Lee cited other examples of how disasters afflicted the South Korean psyche. In 1995, the upscale Sampoong department store in Seoul collapsed, killing 500 people. “This incident triggered much soul-searching and collective shame,” he said. “Was the South Korean nation guilty in its lunge toward industrialization and the accretion of wealth? Had it cheated, tolerated corruption, and rashly cut corners in its obsession with rapid growth?”

In 1994, a major bridge over the Han River also collapsed, killing more than 30 people. The response? South Korea’s president at the time apologized to the people “out of Confucian norms of shame and the leader bearing responsibility for large-scale tragedies,” Lee recalled.

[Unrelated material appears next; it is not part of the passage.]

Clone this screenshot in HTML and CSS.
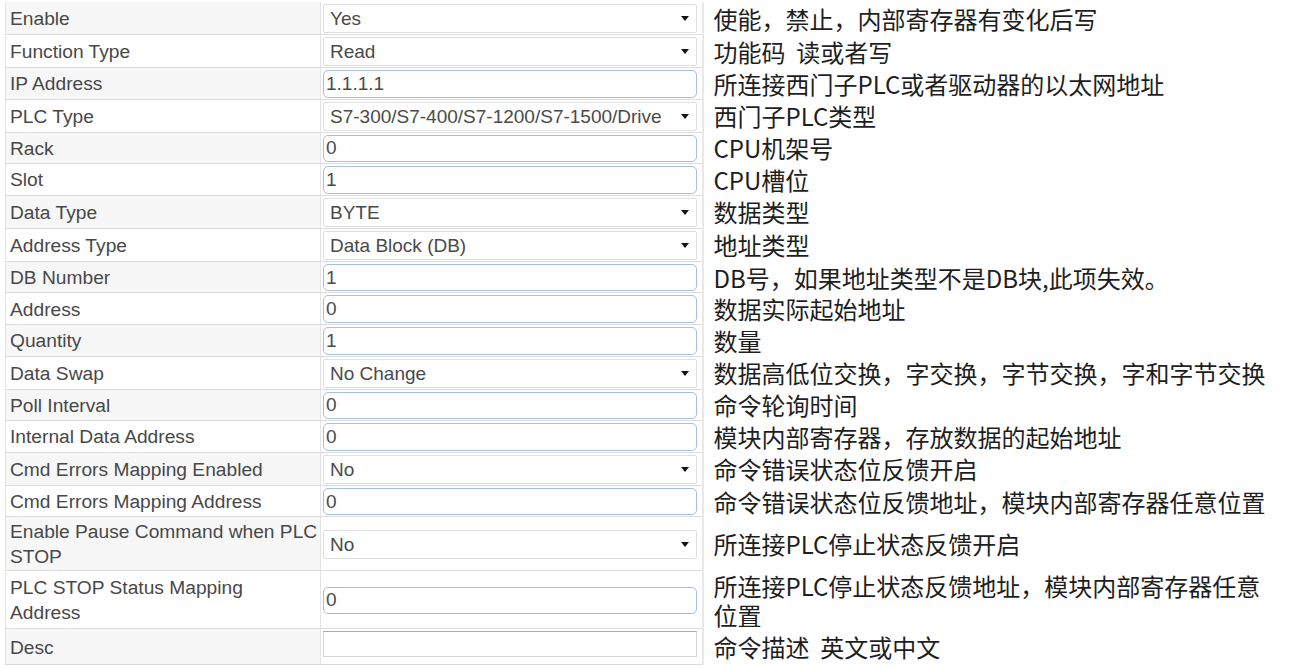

More recently, many South Koreans took personally the crash-landing of an Asiana flight in San Francisco last year, which left three people dead. President Park Geun-hye personally wrote a letter to the Chinese government calling the crash “regrettable,” offering sympathy for the deaths of Chinese girls in the incident.

Perhaps one of the most tenuous causes for national flagellating arose when 23-year-old, South Korean-born Seung-hui Cho killed 32 people before taking his own life in the 2007 Virginia Tech Massacre. South Koreans took to the streets with candlelight vigils and expressions of shame, feeling a sense of responsibility for their overseas brethren.

The killer, however, had lived in the US for fifteen years ― two-thirds of his life ― before the massacre.

Due to an editing error, an earlier version of this article misidentified the Sampoong department store as Soompi.